Reply To Mike Chopra-Gant


Mike Chopra-Gant
'Theorizing the Couple: On Nochimson's _Screen Couple Chemistry_'
_Film-Philosophy_, vol. 8 no. 44, December 2004
http://www.film-philosophy.com/vol8-2004/n44chopra-gant

I am very pleased to have my book _Screen Couple Chemistry: The Power of 2_ reviewed by _Film-Philosophy_. As Mae West, that ebullient 20th century pragmatic philosopher, has truly stated: 'It is better to be looked over than overlooked.' In this case, Mike Chopra-Gant has thoughtfully looked over my book, and he is certainly right on one point: this work is intended as a pioneering foray into virtually uncharted territory.

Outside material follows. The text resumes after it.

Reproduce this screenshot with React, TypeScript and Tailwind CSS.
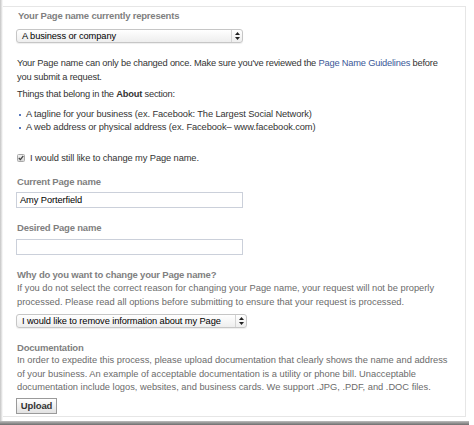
import React from "react";

const font = "font-['Liberation_Sans',Arial,sans-serif]";

function Stepper() {
  return (
    <svg width="5" height="8" viewBox="0 0 5 8" className="text-[#222]">
      <path d="M2.5 0 L5 3 H0 Z" fill="currentColor" />
      <path d="M2.5 8 L5 5 H0 Z" fill="currentColor" />
    </svg>
  );
}

function FakeSelect({ label, width, arrow }: { label: string; width: string; arrow: string }) {
  return (
    <div
      className={`${width} h-[14px] flex items-stretch rounded-[3px] border border-[#c6c6c6] bg-gradient-to-b from-white to-[#eeeeee] shadow-[0_1px_1px_rgba(0,0,0,0.07)]`}
    >
      <div className="flex-1 pl-[5px] text-[9.3px] leading-[12px] text-black whitespace-nowrap tracking-[-0.1px]">
        {label}
      </div>
      <div className={`${arrow} border-l border-[#d4d4d4] flex items-center justify-center`}>
        <Stepper />
      </div>
    </div>
  );
}

function Heading({ children }: { children: React.ReactNode }) {
  return (
    <div className="text-[9.5px] font-bold text-[#7f7f7f] leading-[14px] tracking-[-0.2px] whitespace-nowrap">
      {children}
    </div>
  );
}

export default function App() {
  return (
    <div className={`relative w-[474px] h-[425px] bg-white overflow-hidden ${font} text-[9.3px] text-[#333]`}>
      {/* left drop shadow */}
      <div className="absolute left-0 top-0 bottom-0 w-[3px] bg-gradient-to-r from-[#c4c4c4] to-white" />

      <div className="ml-[3px] mr-[8px] mt-[6px] h-[411px] border-t border-r border-b border-[#e6e6e6] pl-[13px] pt-[2px] leading-[14px]">
        <div className="pl-[2px]">
          <Heading>Your Page name currently represents</Heading>
        </div>
        <div className="mt-[6px]">
          <FakeSelect label="A business or company" width="w-[227px]" arrow="w-[11px]" />
        </div>

        <p className="mt-[13px] pl-[1px] whitespace-nowrap tracking-[-0.2px]">
          Your Page name can only be changed once. Make sure you've reviewed the{" "}
          <span className="text-[#3b5998]">Page Name Guidelines</span> before
          <br />
          you submit a request.
        </p>

        <p className="mt-[3px] pl-[1px] whitespace-nowrap tracking-[-0.2px]">
          Things that belong in the <span className="font-bold text-[#333]">About</span> section:
        </p>

        <ul className="mt-[7px] leading-[13px] whitespace-nowrap tracking-[-0.1px]">
          <li className="flex items-center gap-[5px] pl-[3px]">
            <span className="w-[2px] h-[2px] bg-[#5a7bbf]" />A tagline for your business (ex. Facebook: The Largest Social Network)
          </li>
          <li className="flex items-center gap-[5px] pl-[3px]">
            <span className="w-[2px] h-[2px] bg-[#5a7bbf]" />A web address or physical address (ex. Facebook– www.facebook.com)
          </li>
        </ul>

        <label className="mt-[17px] pl-[1px] flex items-center gap-[5px] whitespace-nowrap tracking-[-0.1px]">
          <span className="w-[8px] h-[8px] rounded-[1.5px] border border-[#a8a8a8] bg-gradient-to-b from-[#f2f2f2] to-[#d6d6d6] flex items-center justify-center">
            <svg width="6" height="6" viewBox="0 0 6 6">
              <path d="M0.8 3 L2.4 4.6 L5.3 0.9" stroke="#444" strokeWidth="1.3" fill="none" />
            </svg>
          </span>
          I would still like to change my Page name.
        </label>

        <div className="mt-[10px] pl-[1px]">
          <Heading>Current Page name</Heading>
        </div>
        <div className="mt-[3px] w-[227px] h-[16px] border border-[#cbd0da] bg-white pl-[3px] text-[9.3px] leading-[14px] text-black tracking-[-0.1px]">
          Amy Porterfield
        </div>

        <div className="mt-[13px] pl-[1px]">
          <Heading>Desired Page name</Heading>
        </div>
        <div className="mt-[4px] w-[227px] h-[16px] border border-[#cbd0da] bg-white" />

        <div className="mt-[13px] pl-[1px]">
          <Heading>Why do you want to change your Page name?</Heading>
        </div>
        <p className="-mt-[1px] pl-[1px] leading-[14px] text-[#6b6b6b] whitespace-nowrap">
          If you do not select the correct reason for changing your Page name, your request will not be properly
          <br />
          processed. Please read all options before submitting to ensure that your request is processed.
        </p>
        <div className="mt-[5px]">
          <div className="h-[13px]">
            <FakeSelect label="I would like to remove information about my Page" width="w-[231px]" arrow="w-[11px]" />
          </div>
        </div>

        <div className="mt-[14px] pl-[1px]">
          <Heading>Documentation</Heading>
        </div>
        <p className="-mt-[1px] pl-[1px] leading-[13.5px] text-[#6b6b6b] whitespace-nowrap">
          In order to expedite this process, please upload documentation that clearly shows the name and address
          <br />
          of your business. An example of acceptable documentation is a utility or phone bill. Unacceptable
          <br />
          documentation include logos, websites, and business cards. We support .JPG, .PDF, and .DOC files.
        </p>
        <button className="mt-[3px] h-[16px] w-[41px] border border-[#9a9a9a] bg-gradient-to-b from-white to-[#e2e2e2] text-[9.5px] font-bold text-[#333] leading-[14px] tracking-[-0.1px]">
          Upload
        </button>
      </div>

      {/* bottom drop shadow */}
      <div className="absolute left-0 right-[5px] bottom-0 h-[4px] bg-gradient-to-b from-[#bdbdbd] to-[#6e6e6e]" />
    </div>
  );
}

However, he has overlooked a few of my major points, and this may account for his mistaken impression that I have wishfully impressed my ideas on an unwilling reality. Missing from Chopra-Gant's critique is a consideration of my interest in exploring whether the currently expanding discipline of neuroscience might help us to speak more effectively about the elusive phenomenon of screen chemistry. This has caused him to speak of *transcendental* qualities in the Synergistic couples I explore, a concept alien to my thesis; and possibly also to misconstrue the reasons for my choices of subject couples. Missing too in his review is the importance I give to the relationship between the phenomenon of screen couple chemistry and the (changing) economic structure of the entertainment industry: I document very specific economic reasons why screen couple chemistry has virtually vanished from current mainstream movies and shifted over to television. Overlooking this aspect of my argument has obscured for him my speculation about why, in the last films the synergistic couples of the studio system made together, inevitably chemistry was blocked. Perhaps a few explanatory paragraphs will help to make clearer my response to Chopra-Gant's review.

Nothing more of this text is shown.